Apart from the above, other drivers for bank-switching are marriage, divorce, desire to use a local bank, need for more convenient branch locations, mismatch between offered accounts and banking needs, etc. It is also seen that young adults tend to switch nearly two times more frequently compared to older consumers, for overlapping reasons such as high fees, need for better digital services, weak loyalty programmes, etc.
Making a smooth transition
If for any of the above reasons, you decide to switch your bank, plan accurately. This eases the transition process to the new bank.
Choose your new bank carefully, as financial institutions constantly change their operations, product offerings, fees, etc. Further, issues like time taken for deposited funds to become available for use could also get complicated. It is vital to read any fine print thoroughly before signing on with the new bank.
Do your homework and select a bank with acceptable fee structures for savings and/or current accounts, and convenient branch locations. Other important features to consider are lower fees, lower loan rates, higher interest rates, convenience, better technology offerings, etc. However, intangible factors like customer service quality and efficiency of internet banking, mobile banking, and apps could be tough to determine.

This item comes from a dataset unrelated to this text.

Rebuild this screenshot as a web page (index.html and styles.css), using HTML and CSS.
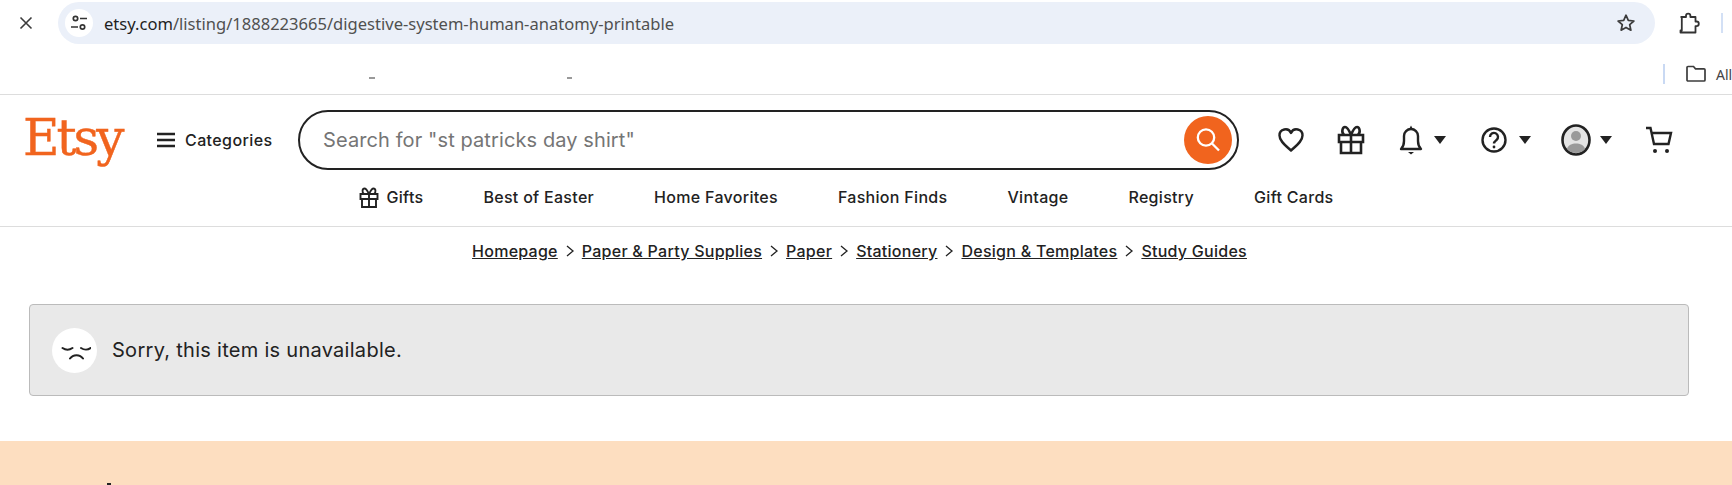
FILE: index.html
```html
<!DOCTYPE html>
<html lang="en">
<head>
    <meta charset="UTF-8">
    <meta name="viewport" content="width=device-width, initial-scale=1.0">
    <title>Etsy - item unavailable</title>
    <link rel="stylesheet" href="styles.css">
</head>
<body>
    <div class="browser-bar">
        <svg class="close-icon" width="14" height="14" viewBox="0 0 14 14"><path d="M1.5 1.5l11 11M12.5 1.5l-11 11" fill="none" stroke="#3c3c3c" stroke-width="1.6"/></svg>
        <div class="address">
            <span class="site-info">
                <svg width="20" height="20" viewBox="0 0 20 20" fill="none" stroke="#333" stroke-width="1.7"><circle cx="6.5" cy="5.5" r="2.2"/><path d="M11 5.5h7M2 14h7"/><circle cx="13.5" cy="14" r="2.2"/></svg>
            </span>
            <span class="url"><span class="url-host">etsy.com</span>/listing/1888223665/digestive-system-human-anatomy-printable</span>
            <svg class="star-icon" width="20" height="20" viewBox="0 0 20 20"><path d="M10 2.2l2.3 5.2 5.6.6-4.2 3.7 1.2 5.5-4.9-2.8-4.9 2.8 1.2-5.5L2.100 8l5.600-.6z" fill="none" stroke="#3c3c3c" stroke-width="1.700" stroke-linejoin="round"/></svg>
        </div>
        <svg class="ext-icon" width="22" height="22" viewBox="0 0 22 22"><path d="M2.500 5h5.500V3.800a2.200 2.200 0 0 1 4.400 0V5h5.100v4.500h1a2.300 2.300 0 0 1 0 4.600h-1v6.400H2.500v-2h1.300V5.500" fill="none" stroke="#333" stroke-width="1.800" stroke-linejoin="round"/></svg>
        <span class="bar-line"></span>
    </div>

    <div class="bookmarks">
        <span class="speck speck-a"></span>
        <span class="speck speck-b"></span>
        <span class="bookmark-line"></span>
        <svg class="folder-icon" width="22" height="18" viewBox="0 0 22 18"><path d="M2 2.500a1 1 0 0 1 1-1h5.500l2 2.300H19a1 1 0 0 1 1 1v10.200a1 1 0 0 1-1 1H3a1 1 0 0 1-1-1z" fill="none" stroke="#3c3c3c" stroke-width="1.700"/></svg>
        <span class="all-label">All</span>
    </div>

    <header class="site-header">
        <div class="main-row">
            <a href="#" class="logo">Etsy</a>
            <a href="#" class="categories">
                <svg width="18" height="16" viewBox="0 0 18 16"><path d="M0 2h18M0 8h18M0 14h18" stroke="#222" stroke-width="2.600"/></svg>
                Categories
            </a>
            <form class="search">
                <span class="search-text">Search for "st patricks day shirt"</span>
                <span class="search-btn">
                    <svg width="30" height="30" viewBox="0 0 30 30" fill="none" stroke="#fff" stroke-width="2.300"><circle cx="13" cy="12.500" r="8.200"/><path d="M19 18.500l7 7"/></svg>
                </span>
            </form>
            <div class="icons">
                <svg class="icon-heart" width="28" height="28" viewBox="0 0 28 28"><path d="M14 24.500C8 19 2.500 15 2.500 9.500A6 6 0 0 1 14 7a6 6 0 0 1 11.500 2.500C25.500 15 20 19 14 24.500z" fill="none" stroke="#222" stroke-width="2.400" stroke-linejoin="round"/></svg>
                <svg class="icon-gift" width="28" height="30" viewBox="0 0 28 30" fill="none" stroke="#222" stroke-width="2.600"><path d="M2 10h24v7H2zM4 17h20v11H4zM14 10v18"/><path d="M14 10C12 5 10.500 2 8 2S4 7 7 10M14 10c2-5 3.500-8 6-8s4 5 1 8"/></svg>
                <span class="icon-drop icon-drop-bell">
                    <svg width="24" height="30" viewBox="0 0 24 30"><path d="M2 24c2-2 3-4 3-8V11a7 7 0 0 1 14 0v5c0 4 1 6 3 8z" fill="none" stroke="#222" stroke-width="2.400" stroke-linejoin="round"/><path d="M9 27h6l-3 2.500zM12 .500l1.800 3.500h-3.600z" fill="#222"/></svg>
                    <span class="caret"></span>
                </span>
                <span class="icon-drop icon-drop-help">
                    <svg width="26" height="26" viewBox="0 0 26 26" fill="none" stroke="#222"><circle cx="13" cy="13" r="11.500" stroke-width="2.400"/><path d="M9 10a4 4 0 1 1 6.500 3c-1.500 1.200-2.500 1.800-2.500 3.500" stroke-width="2.400"/><circle cx="13" cy="20" r="1.400" fill="#222" stroke="none"/></svg>
                    <span class="caret"></span>
                </span>
                <span class="icon-drop icon-drop-user">
                    <svg width="30" height="32" viewBox="0 0 30 32"><ellipse cx="15" cy="16" rx="13.500" ry="14.500" fill="#e4e4e4" stroke="#222" stroke-width="2.600"/><circle cx="15" cy="12" r="5" fill="#9a9a9a"/><path d="M6 25c1-4 5-5.500 9-5.500s8 1.500 9 5.500a12 12 0 0 1-18 0z" fill="#9a9a9a"/></svg>
                    <span class="caret"></span>
                </span>
                <svg class="icon-cart" width="28" height="28" viewBox="0 0 28 28"><path d="M1 2h4.500l3.500 16h14.500L26 7H6.500" fill="none" stroke="#222" stroke-width="2.400"/><circle cx="10" cy="25" r="2" fill="#222"/><circle cx="22" cy="25" r="2" fill="#222"/></svg>
            </div>
        </div>
        <nav class="nav-row">
            <a href="#" class="nav-gift">
                <svg width="20" height="21" viewBox="0 0 20 21" fill="none" stroke="#222" stroke-width="1.900"><path d="M1.500 7h17v5h-17zM3 12h14v8H3zM10 7v13"/><path d="M10 7C8.500 4 7.500 1.500 5.500 1.500S2.500 5 5 7M10 7c1.500-3 2.500-5.500 4.500-5.500s3 3.500.5 5.500"/></svg>
                Gifts
            </a>
            <a href="#">Best of Easter</a>
            <a href="#">Home Favorites</a>
            <a href="#">Fashion Finds</a>
            <a href="#">Vintage</a>
            <a href="#">Registry</a>
            <a href="#">Gift Cards</a>
        </nav>
    </header>

    <div class="crumbs">
        <a href="#">Homepage</a>
        <svg width="10" height="14" viewBox="0 0 10 14"><path d="M2 2l6 5-6 5" fill="none" stroke="#222" stroke-width="1.300"/></svg>
        <a href="#">Paper &amp; Party Supplies</a>
        <svg width="10" height="14" viewBox="0 0 10 14"><path d="M2 2l6 5-6 5" fill="none" stroke="#222" stroke-width="1.300"/></svg>
        <a href="#">Paper</a>
        <svg width="10" height="14" viewBox="0 0 10 14"><path d="M2 2l6 5-6 5" fill="none" stroke="#222" stroke-width="1.300"/></svg>
        <a href="#">Stationery</a>
        <svg width="10" height="14" viewBox="0 0 10 14"><path d="M2 2l6 5-6 5" fill="none" stroke="#222" stroke-width="1.300"/></svg>
        <a href="#">Design &amp; Templates</a>
        <svg width="10" height="14" viewBox="0 0 10 14"><path d="M2 2l6 5-6 5" fill="none" stroke="#222" stroke-width="1.300"/></svg>
        <a href="#">Study Guides</a>
    </div>

    <div class="alert">
        <span class="alert-face">
            <svg width="32" height="20" viewBox="0 0 32 20" fill="none" stroke="#222" stroke-width="2" stroke-linecap="round"><path d="M3.500 8c3 2 7 2 10 0M22 8c3 2 7 2 9.500 0M11 18.500c3-4.500 10-4.500 13 0"/></svg>
        </span>
        Sorry, this item is unavailable.
    </div>

    <div class="promo"><span class="promo-mark"></span></div>
</body>
</html>
```

FILE: styles.css
```css
* {
    box-sizing: border-box;
}
html, body {
    height: 485px;
    overflow: hidden;
}
body {
    margin: 0;
    background-color: #fff;
    color: #222;
    font-family: Inter, "Liberation Sans", sans-serif;
}
a {
    color: #222;
    text-decoration: none;
}
svg {
    display: block;
    flex: none;
}

/* browser chrome */
.browser-bar {
    display: flex;
    align-items: center;
    height: 46px;
    padding: 2px 0 2px 19px;
}
.close-icon {
    margin-right: 25px;
}
.address {
    display: flex;
    align-items: center;
    width: 1597px;
    height: 42px;
    padding: 0 19px 0 7px;
    background-color: #ebf0f9;
    border-radius: 21px;
}
.site-info {
    display: flex;
    align-items: center;
    justify-content: center;
    width: 28px;
    height: 28px;
    margin-right: 11px;
    background-color: #fff;
    border-radius: 50%;
}
.url {
    flex: 1;
    font-family: "Noto Sans", sans-serif;
    font-size: 16.56px;
    color: #505050;
}
.url-host {
    color: #1f1f1f;
}
.ext-icon {
    margin-left: 23px;
}
.bar-line {
    width: 2px;
    height: 20px;
    margin-left: 21px;
    background-color: #d3e0f5;
}
.bookmarks {
    display: flex;
    align-items: center;
    height: 49px;
    padding-top: 8px;
    border-bottom: 1px solid #ddd;
}
.speck {
    height: 2px;
    margin-top: 8px;
    background-color: #999;
}
.speck-a {
    width: 6px;
    margin-left: 369px;
}
.speck-b {
    width: 5px;
    margin-left: 192px;
}
.bookmark-line {
    width: 2px;
    height: 20px;
    margin-left: auto;
    background-color: #c9d9f3;
}
.folder-icon {
    margin-left: 20px;
}
.all-label {
    width: 16px;
    margin-left: 9px;
    font-family: "Noto Sans", sans-serif;
    font-size: 14px;
    white-space: nowrap;
    color: #444;
}

/* etsy header */
.site-header {
    height: 132px;
    border-bottom: 1px solid #ddd;
}
.main-row {
    display: flex;
    align-items: center;
    height: 77px;
    padding: 12px 0 0 23px;
}
.logo {
    width: 134px;
    padding-bottom: 3px;
    font-family: "DejaVu Serif", serif;
    font-size: 50px;
    line-height: 60px;
    letter-spacing: -3px;
    color: #f1641e;
    -webkit-text-stroke: .4px #f1641e;
}
.categories {
    display: flex;
    align-items: center;
    gap: 10px;
    width: 141px;
    font-size: 16px;
    font-weight: 500;
    letter-spacing: .4px;
}
.search {
    display: flex;
    align-items: center;
    justify-content: space-between;
    width: 941px;
    height: 60px;
    padding: 0 5px 0 23px;
    border: 2px solid #222;
    border-radius: 30px;
}
.search-text {
    font-size: 20px;
    letter-spacing: .1px;
    color: #757575;
}
.search-btn {
    display: flex;
    align-items: center;
    justify-content: center;
    width: 48px;
    height: 48px;
    background-color: #f1641e;
    border-radius: 50%;
}
.icons {
    display: flex;
    align-items: center;
    margin-left: 38px;
}
.icon-gift {
    margin-left: 32px;
}
.icon-drop {
    display: flex;
    align-items: center;
}
.icon-drop-bell {
    gap: 11px;
    margin-left: 34px;
}
.icon-drop-help {
    gap: 12px;
    margin-left: 35px;
}
.icon-drop-user {
    gap: 9px;
    margin-left: 30px;
}
.icon-cart {
    margin-left: 33px;
}
.caret {
    width: 0;
    height: 0;
    border-left: 6px solid transparent;
    border-right: 6px solid transparent;
    border-top: 8px solid #222;
}
.nav-row {
    display: flex;
    align-items: center;
    justify-content: center;
    gap: 60px;
    height: 44px;
    padding: 6px 40px 0 0;
    font-size: 16px;
    font-weight: 500;
    letter-spacing: .3px;
}
.nav-gift {
    display: flex;
    align-items: center;
    gap: 8px;
}

/* breadcrumbs and message */
.crumbs {
    display: flex;
    align-items: center;
    justify-content: center;
    gap: 7px;
    height: 48px;
    padding-right: 13px;
    font-size: 16px;
    font-weight: 500;
    letter-spacing: .26px;
}
.crumbs a {
    text-decoration: underline;
}
.alert {
    display: flex;
    align-items: center;
    gap: 15px;
    width: 1660px;
    height: 92px;
    margin: 29px 0 0 29px;
    padding-left: 22px;
    background-color: #e9e9e9;
    border: 1px solid #bbb;
    border-radius: 4px;
    font-size: 20px;
    letter-spacing: .28px;
}
.alert-face {
    display: flex;
    align-items: center;
    justify-content: center;
    width: 45px;
    height: 45px;
    background-color: #fff;
    border-radius: 50%;
}
.promo {
    height: 60px;
    margin-top: 45px;
    padding: 42px 0 0 107px;
    background-color: #fddec0;
}
.promo-mark {
    display: block;
    width: 4px;
    height: 2px;
    background-color: #222;
}
```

Although switching is a good idea in the long run, it can initially be cumbersome and overwhelming. Closing an account and making transfers is inconvenient and time consuming. Concerns about important cheques/payments bouncing during the transition are other deterrents.
- Understand the new bank’s requirements
Among the new bank’s account requirements, the most important are minimum balance, monthly fees, deposit preferences and channel for deposits (online transfer, cheque, and cash). Ensure all required documentation is in place and submitted to the new bank on time.
- Open the new account
After understanding the type of deposits preferred by your new bank, start the account opening process by depositing the necessary funds.
- End activities with the existing bank
Features you need to cancel at your old bank and set up at the new one are direct deposits, recurring transfers, linked accounts, safe deposit boxes, banking alerts, manual and automatic bill payments, text banking, etc.
- Reroute automatic payments
For payments on bank auto-debit, close all bills paid through your old bank and set up the payments through your new bank. The old account should be emptied and closed after all automatic payments are re-routed, everything in your old bank account has cleared and you have no outstanding payments.
- Redirect salary deposit
After switching banks, ask your employer the process to change your direct deposit information. This is usually done by the next pay cycle.
Your finances are one of the most crucial, sensitive, and private facet of your life. If you are unhappy with your current bank’s services, switch at the earliest.